Similarly, on the Indian side, an arterial road connecting Assam with Tripura ran north and south from Silchar to Belonia via Teliamura, a communication centre which fed Kamalpur, Khowai, Agartala, Sonamura and other border towns. In addition, a road running parallel to the international border, particularly south of Agartala to Chanddegram, had been newly constructed and improved to enable the quicker deployment of troops. Agartala was also connected with Sabrum, a border town overlooking Chittagong Hill Tracts. Various laterals connected the Silchar-Belonia artery with the Agartala-Sabrum road for flexibility in diverting traffic.
Most of the Indian fields were too close to the border, Agartala airfield being within the range of small arms in Pakistani posts overlooking the runway.
On the East Pakistan side, the main road artery ran parallel to the railway from Sylhet to Chittagong. Various feeder roads linked the border towns and the river ferries. It was easy to link the two road systems at a chosen point of entry. On the other hand, the railway system could be linked only at Latu, opposite Karimganj. The road and rail tracks on the Pakistan side ran over an embankment four to eight feet high. A large number of bridges and culverts were destroyed by Freedom Fighters or the retreating Pakistanis. Road construction was difficult because materials were not available locally. Decking of railway bridges did not help as the width of the track did not allow passage of heavier vehicles.
The operational airfields available to Pakistan were at Dacca, Sylhet, Shamshernagar, Comilla, Chittagong and Cox’s Bazaar. Most of them had been built by the Allies in the Second World War to serve the Burma theatre and the Pakistani Government had kept them in good condition. They could handle Sabrejets. On the Indian side, Silchar airfield was available to jets while Kamalpur, Khowai and Kailashabar were fit only for transport planes. Most of the Indian fields were too close to the border, Agartala airfield being within the range of small arms in Pakistani posts overlooking the runway.
This was a clever ruse indeed as it confused Indian intelligence for quite a while with the same units appearing in their Orbat in the eastern and western wings at the same time.
The Pakistani forces in the sector were built up gradually as the insurgency mounted.

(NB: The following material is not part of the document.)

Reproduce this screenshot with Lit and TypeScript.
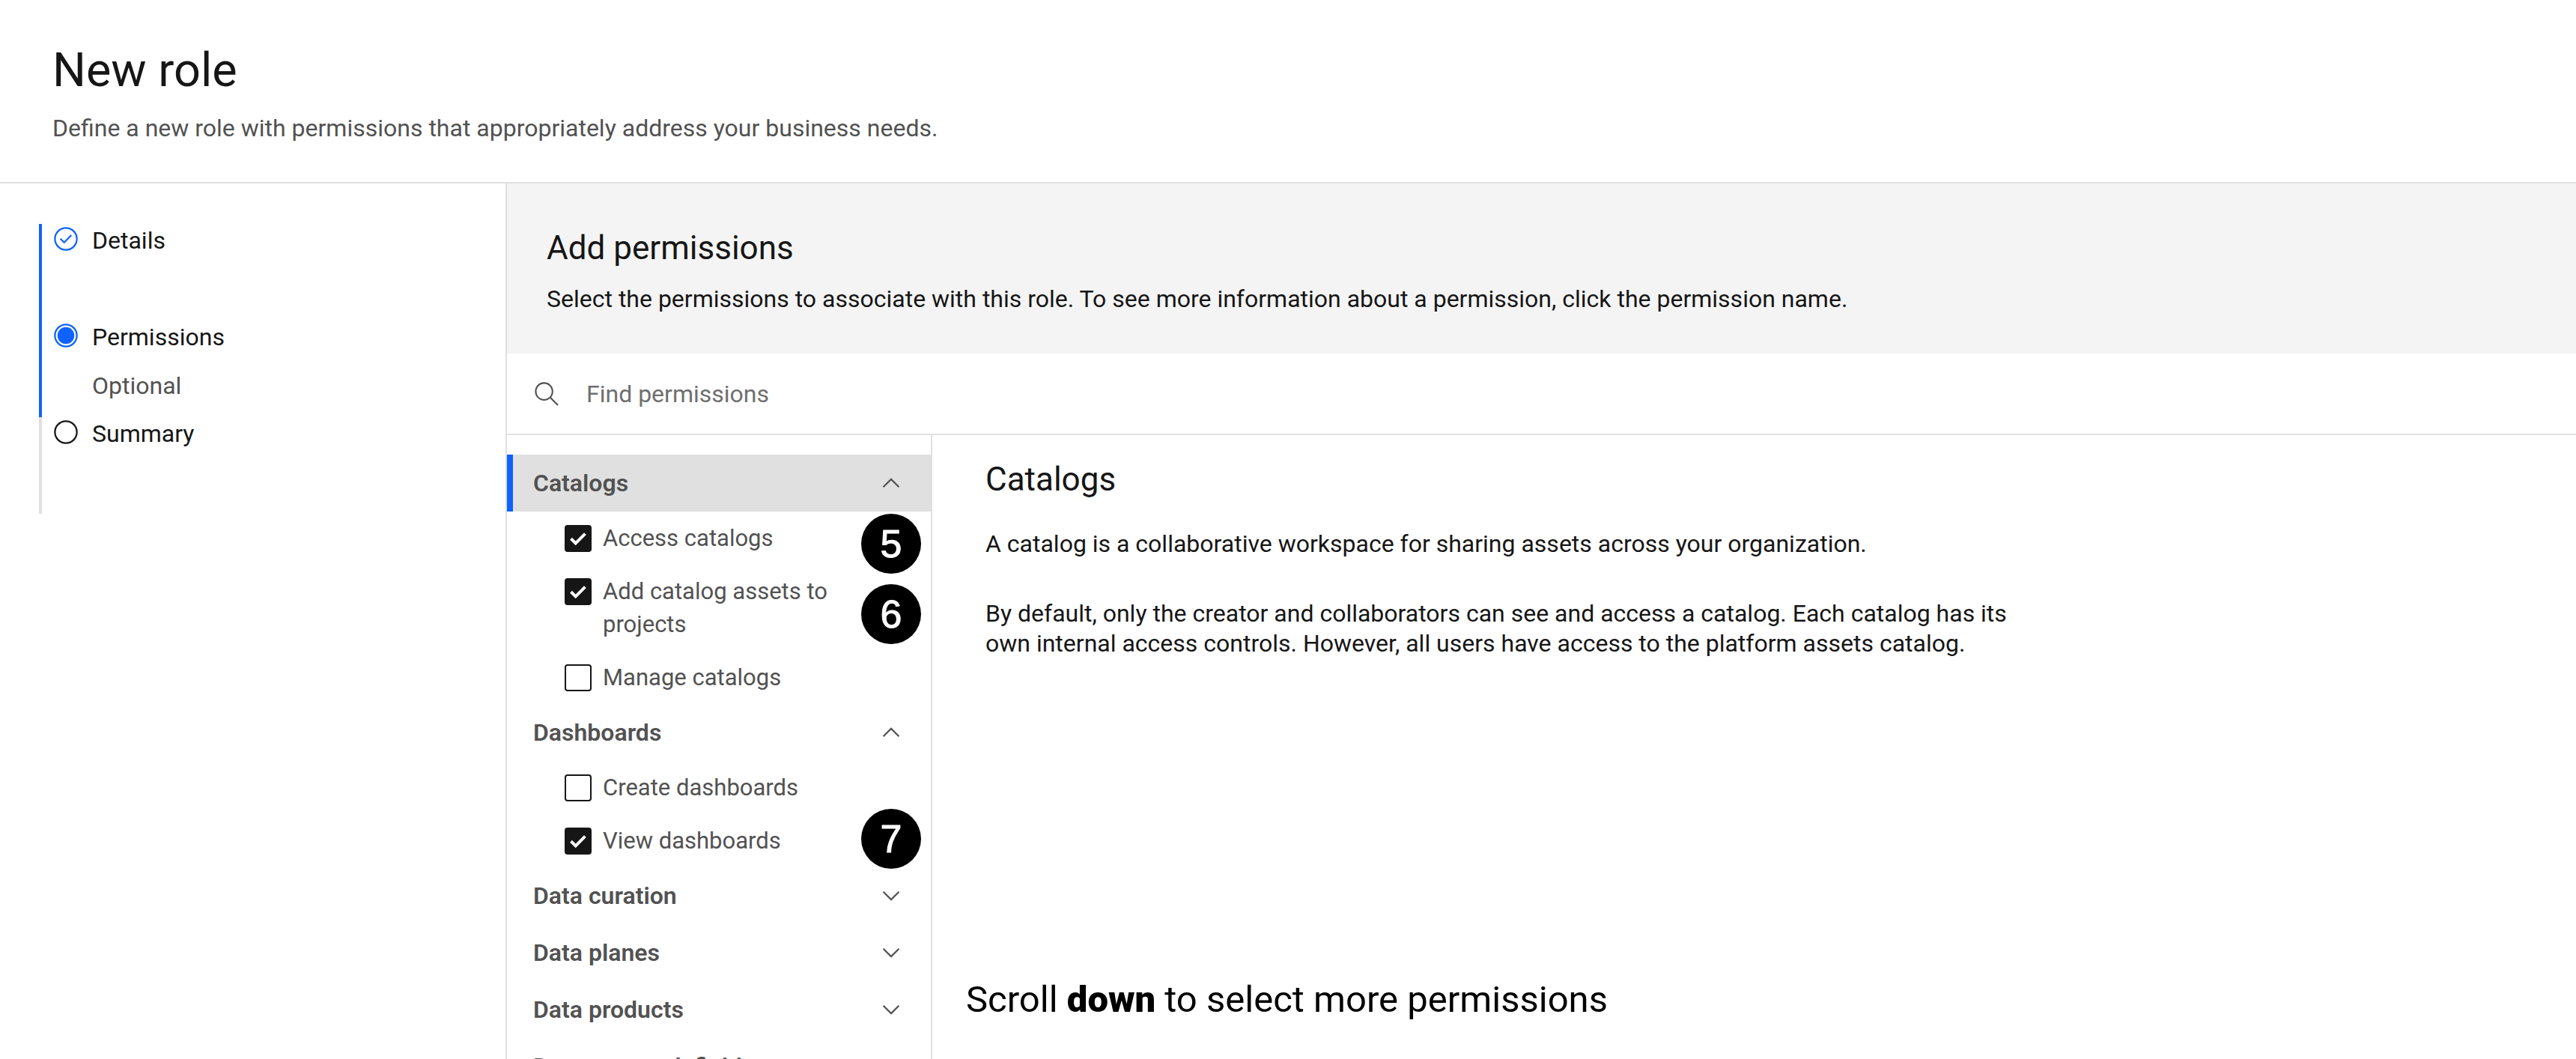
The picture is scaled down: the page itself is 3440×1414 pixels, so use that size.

Originally, 53 Infantry Brigade Group, of 14 Infantry Division located at Comilla, controlled the whole eastern sector with a battalion each at Sylhet and Chittagong. When Pakistan 9 Infantry Division was inducted into the east wing on the outbreak of hostilities, it was made operationally responsible for the area east of the Meghna and 53 Infantry Brigade Group came under its command. The broad deployment of the division before the monsoon was 313 Infantry Brigade in the area of Sylhet, 117 Infantry Brigade at Comilla, and 53 Infantry Brigade in the Chittagong area. 27 Infantry Brigade of 9 Infantry Division was deployed in Mymensingh and placed under the command of 14 Infantry Division, then operationally responsible for the area, including Dacca and Jessore.
With the growing intensity of the insurgency and Niazi’s concept of holding the border in strength, the troop requirements increased. Niazi accordingly raised 202 Infantry Brigade at Sylhet, pulling 313 Infantry Brigade southward to the general area of Maulvi Bazaar. 27 Infantry Brigade reverted to the eastern sector and was deployed in the general area of Brahmanbaria and Akhaura. These three brigades in the northern half of the sector were grouped under Headquarters 14 Infantry Division commanded by Maj Gen Abdul Majid. With 117 Infantry Brigade at Comilla in the southern half of the sector, 53 Infantry Brigade was pulled back to the general area of Laksham and Feni, and the newly raised 97 Infantry Brigade at Chittagong was placed under the command of Headquarters 39 Infantry Division, raised on an ad hoc basis, under Gen Rahim Khan.
None of these brigades had full combat power because they consisted of one or two regular battalions, one “Azad Kashmir” unit and a battalion strength of paramilitary forces. The supporting fire units were ad hoc collections of guns and mortars, but even those were deployed in penny packets. To conceal this weakness, non-regular Ranger and Scout units were given the designations of regular infantry battalions located in the western wing.
This was a clever ruse indeed as it confused Indian intelligence for quite a while with the same units appearing in their Orbat in the eastern and western wings at the same time. The puzzle could not be solved till the very end of the conflict. It is difficult to understand why, in undertaking this reorganisation, Niazi moved Headquarters 9 Infantry Division from its original formation to the Jessore sector and kept Headquarters 14 Infantry Division in this region commanding brigades belonging to another division. Gen Sagat Singh, General Officer Commanding IV Corps, was operationally responsible for the eastern sector. His task was initially to ensure the security of rail and road communications in the sector during the administrative and troop buildup in the region, as also to provide protection to administrative installations, airfields and Air Force establishments under development in the corps zone of responsibility. This was to be achieved by denying the enemy ingress into Tripura and Silchar district, with particular emphasis on the security of Agartala town and its airfield.